The prestige of winning the Tchaikovsky award launched Mørk's career immediately. Mariss Jansons, music director of the Oslo Philharmonic, became his mentor; the conductor's eventual affiliation with the Pittsburgh Symphony Orchestra helped launch Mørk's career in North America as well. Others also served as mentors: Dmitry Sitkovetsky invited the cellist to play at the Korsholm Festival in Sweden though Mørk was still a relative unknown. After Sitkovetsky became director of the International Music Festival in Seattle, Washington, Mørk's appearances in that city became much-heralded engagements. In the late 1980s the cellist met Paavo Jarvi, member of a well-known Estonian musical family, when Mørk's wife danced with the Norwegian National Opera and Jarvi was a conductor there. Mørk has recorded Nikolai Miaskovsky's Cello Concerto with Jarvi and the City of Birmingham Symphony Orchestra, and his American debut came under Neeme Jarvi and the Detroit Symphony Orchestra during the 1993-94 season.

As Mørk's international reputation has grown, so has his status in his native country. He founded the International Chamber Music Festival in Stavanger, the first such event of its kind in Norway, and was a featured soloist on the Oslo Philharmonic's 1994 American tour. His performances continue to win acclaim. After attending a 1997 event in Seattle under conductor Gerard Schwarz, the Seattle Post-Intelligencer's Campbell lauded his interpretation of Shostakovich's Cello Concerto No. 1, a work written originally for Rostropovich. "To say he is technically adept is an understatement," Campbell asserted. "Nothing appears difficult, yet that is not the point. His huge technical resources are simply a given. It is his understanding of the music that is so thoroughly remarkable, and his ability to convey it." That evening, Mørk was given an immediate standing ovation and was forced to make several curtain calls, as the Seattle Times noted. Calling the applause "one of the warmest ovations accorded a Seattle Symphony soloist in two decades," the Seattle Times critic commended Mørk's prowess in performing the Shostakovich concerto, describing it as "a marathon [piece], a work of searing intensity that requires every element in a cellist's technical and interpretive arsenal."

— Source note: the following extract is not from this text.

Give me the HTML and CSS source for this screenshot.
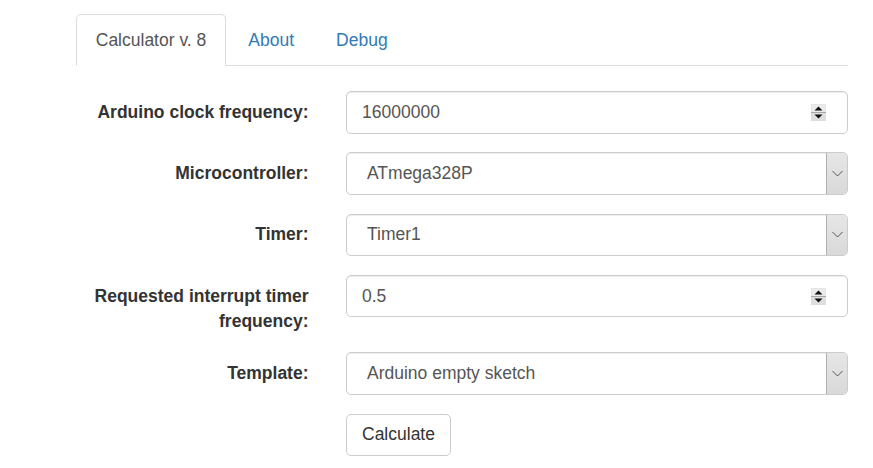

In 2001 Mørk performed the Cello Concerto No. 1 with the Dallas Symphony Orchestra, prompting Dallas Morning News critic Olin Chism to compare the Norwegian with Rostropovich. Mørk's "intensely passionate performance was reminiscent of the work of" the much-fêted Russian master, noted the critic, adding that "Mørk is a deep artist who seems to have this work in his bones." Other performances have also earned enthusiastic responses from critics. Delivering Dvorák's Cello Concerto in B minor to another Seattle audience in 1999, Mørk prompted Seattle Times writer Ellen A. Kim to deem it "a mesmerizing performance.... His skill with complicated arpeggios and barely there high notes were equally impressive; most fascinating was how Mørk eked out the tiny-yet-complete sounds from his instrument." A year later he played the same concerto in Cincinnati. As Cincinnati Post critic Cindy Starr explained, the cellist "made every note meaningful, and played with such a soulful look on his face ... that he occasionally seemed on the verge of tears."

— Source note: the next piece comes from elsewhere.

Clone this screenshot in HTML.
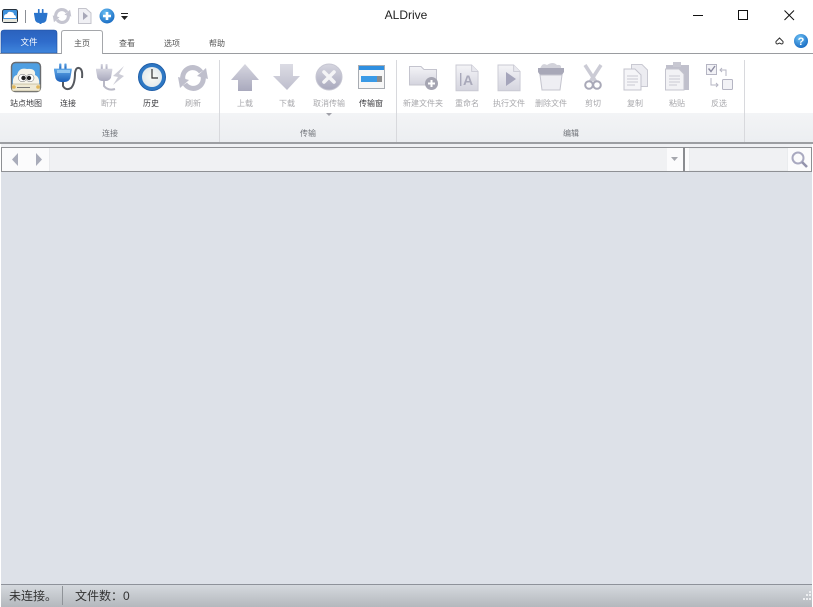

In Cello.org, Mørk explained his ability to draw such emotion from his bow and strings. "I think of the cello as basically a singing instrument," he told Janof. "The cello is the instrument that mimics the human voice most closely, having the same register and the same melodic qualities. We try to make it sound virtuosic but we can't because it's so large." He also noted that when he performs onstage, "I feel like I am singing to the audience through my cello, instead of using my voice. My throat tightens and loosens as if I am singing, though the notes come out of the cello. I also notice a connection between the music and my breathing. I try to breathe with the phrases, so I usually take a breath before starting a new phrase."

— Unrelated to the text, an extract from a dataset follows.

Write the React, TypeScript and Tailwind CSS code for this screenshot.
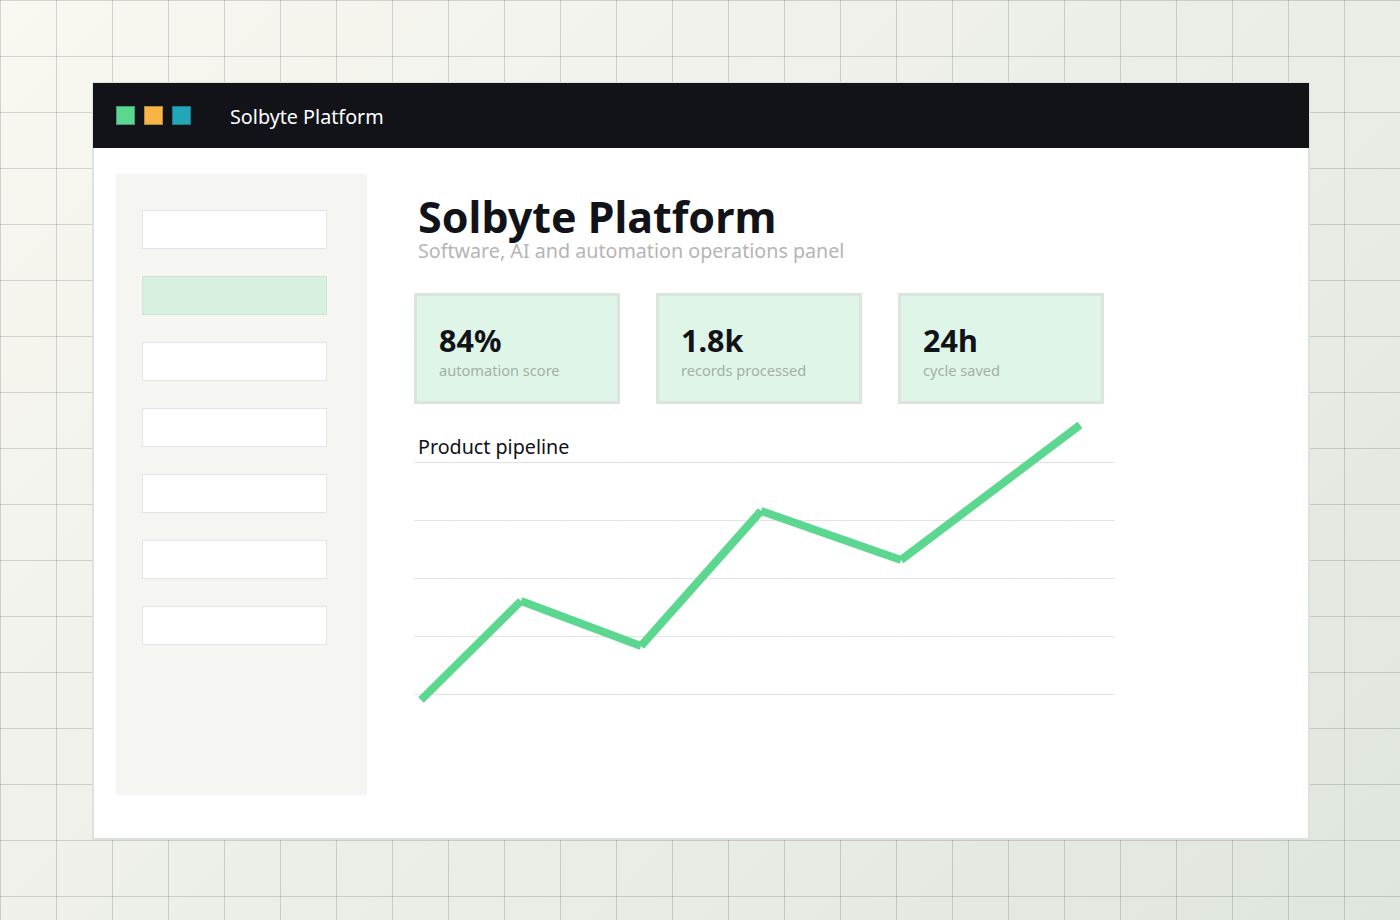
const NAV = [false, true, false, false, false, false, false];

const STATS = [
  { value: "84%", label: "automation score" },
  { value: "1.8k", label: "records processed" },
  { value: "24h", label: "cycle saved" },
];

// chart segments are drawn apart so the joints keep their notches
const POINTS = [
  [7, 268],
  [107, 169],
  [227, 214],
  [347, 79],
  [487, 128],
  [666, -7],
];

export default function App() {
  return (
    <div className="h-[920px] overflow-hidden pl-[92px] pt-[82px] font-['Noto_Sans',sans-serif] bg-[linear-gradient(rgba(17,20,24,0.16)_1px,transparent_1px),linear-gradient(90deg,rgba(17,20,24,0.16)_1px,transparent_1px),linear-gradient(135deg,#f9f8f1,#dfe6de)] bg-[size:56px_56px,56px_56px,100%_100%]">
      <div className="h-[758px] w-[1218px] border-2 border-[#dde3dc] bg-white/[0.98]">
        <header className="-mx-px -mt-px flex h-[65px] items-center bg-[#111318] pl-[23px]">
          <span className="h-[19px] w-[19px] border border-[#3f9f72] bg-[#5bd78f]" />
          <span className="ml-[9px] h-[19px] w-[19px] border border-[#b08a3c] bg-[#f7b545]" />
          <span className="ml-[9px] h-[19px] w-[19px] border border-[#1a7a8c] bg-[#22a7b8]" />
          <span className="ml-[39px] mt-[3px] text-[19.75px] text-white">Solbyte Platform</span>
        </header>
        <div className="flex pl-[22px] pt-[26px]">
          <aside className="flex h-[621px] w-[251px] flex-col gap-[27px] bg-[#f5f6f1] pl-[26px] pt-[36px]">
            {NAV.map((active, i) => (
              <div
                key={i}
                className={
                  active
                    ? "h-[39px] w-[185px] border border-[#cfe3d4] bg-[#d8f0e0]"
                    : "h-[39px] w-[185px] border border-[#e3e5e0] bg-white"
                }
              />
            ))}
          </aside>
          <main className="ml-[47px] w-[701px]">
            <h1 className="mt-[15px] pl-[4px] text-[43px] font-bold leading-[56px] text-[#111318]">Solbyte Platform</h1>
            <p className="-mt-[9px] pl-[4px] text-[19.7px] leading-[30px] text-[#b5b5b5]">
              Software, AI and automation operations panel
            </p>
            <div className="mt-[27px] flex gap-[36px]">
              {STATS.map((s) => (
                <div key={s.label} className="h-[111px] w-[206px] border-[3px] border-[#dbe5dd] bg-[#dff5e8] pl-[22px] pt-[26px]">
                  <div className="text-[30.5px] font-bold leading-[37px] text-[#111318]">{s.value}</div>
                  <div className="text-[14.6px] leading-[22px] text-[#a3b0a6]">{s.label}</div>
                </div>
              ))}
            </div>
            <div className="relative mt-[28px]">
              <div className="pl-[4px] text-[19.7px] leading-[30px] text-[#111318]">Product pipeline</div>
              {[0, 1, 2, 3].map((i) => (
                <div key={i} className="h-[58px] border-t border-[#e3e3e3]" />
              ))}
              <div className="border-t border-[#e3e3e3]" />
              <svg className="absolute left-0 top-0 overflow-visible" width="701" height="300" fill="none">
                {POINTS.slice(1).map(([x, y], i) => (
                  <line key={i} x1={POINTS[i][0]} y1={POINTS[i][1]} x2={x} y2={y} stroke="#5bd78f" strokeWidth="8" />
                ))}
              </svg>
            </div>
          </main>
        </div>
      </div>
    </div>
  );
}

Mørk's recordings include works from the so-called Russian School of cello concertos, which he prefers. It requires a certain intensity, as he told Janof. "It is a very warm style, which is partly the result of how they put more weight into the instrument and dig deeper into the instrument with their bow." Russian Cello Sonatas, recorded with pianist Lars Vogt, features cello standards written by Shostakovich, Igor Stravinsky, and Sergei Prokokiev. With Jean-Yves Thibaudet he recorded both Rachmaninoff's Cello Sonata and the Miaskovsky Cello Sonata. American Record Guide critic David W. Moore called the latter piece "a touching and beautiful work" and asserted that Mørk and Thibaudet "play this material with great clarity; though there have been showier, more dramatic readings, these are thoroughly satisfying and have more intensity and incisive phrasing than some flashier versions. Mørk continues to add to his reputation as one of the most musical cellists around."

In 2001 Virgin Classics released Aaron Jay Kernis: Colored Field, which Mørk performed with the Minnesota Orchestra. Kernis's piece, a memoriam to those who died in the Holocaust, was originally written as a concerto for English horn, but Kernis wrote a cello part for Mørk. San Francisco Chronicle music critic Joshua Kosman asserted that "the results are as gripping as the original.... Mørk's playing is passionate and evocative." Mørk's repertoire has grown to include pieces that British composer Benjamin Britten wrote for Rostropovich between 1964 and 1971. Britten: Cello Suites Nos. 1-3, released in 2001, gave him his first Grammy Award.

"Mørk's performances resonate with a real sense of occasion," wrote London Times critic Hilary Finch, "their 'canto' movements are bel canto indeed, impassioned yet austere; their parody marches dark and menacing; their pizzicato more provocative than playful; and their dizzy moto perpetuos a wild fantasy of tone and texture." As recognition for the international prestige Mørk enjoys, Norway's SR-Bank purchased a rare 1723 cello made in Venice by Domenico Montagnana. The gift accompanies Mørk around the world on the concert and recording dates that keep him away from his wife and three young children for as much as 250 days a year. His career, however, is an indispensable part of his life, as he told the Seattle Times. "For me, music is something so important that it is difficult to imagine life without it," Mørk noted. "It is necessary to me. It takes so much of my imagination and my concentration. It expresses so much emotion that I could not express any other way."

Selected discography:
- Mozart: Quartet in F major , Simax, 1987.
-Brahms: The Two Cello Sonatas , Simax, 1988.
-(With Jean-Yves Thibaudet) Rachmaninoff: Cello Sonata/ Miaskovsky: Cello Sonata , Virgin Classics, 1996.
-(With Lars Vogt) Cello Sonatas/ Shostakovich, Stravinsky, Prokofiev , Virgin Classics, 1997.
-Ravel, Sonatas for Violin and Piano--1897 , Decca, 1997.
-Sinfonia concertante: op. 125/Prokofiev; Cello Concerto, op. 66/Miaskovsky , Virgin Classics, 1998.
-Debussy/Prokokiev/Ravel , EMI, 2000.
-Aaron Jay Kernis: Colored Field; Air; Musica Celestis, Minnesota Orchestra; Eiji Oue, conductor , Virgin Classics, 2001.
-Britten: Cello Suites Nos. 1-3 , Virgin Classics, 2001.
-Dvorák: Cello Concerto/Tchaikovsky: Rococo Variations , Virgin Classics, 2001.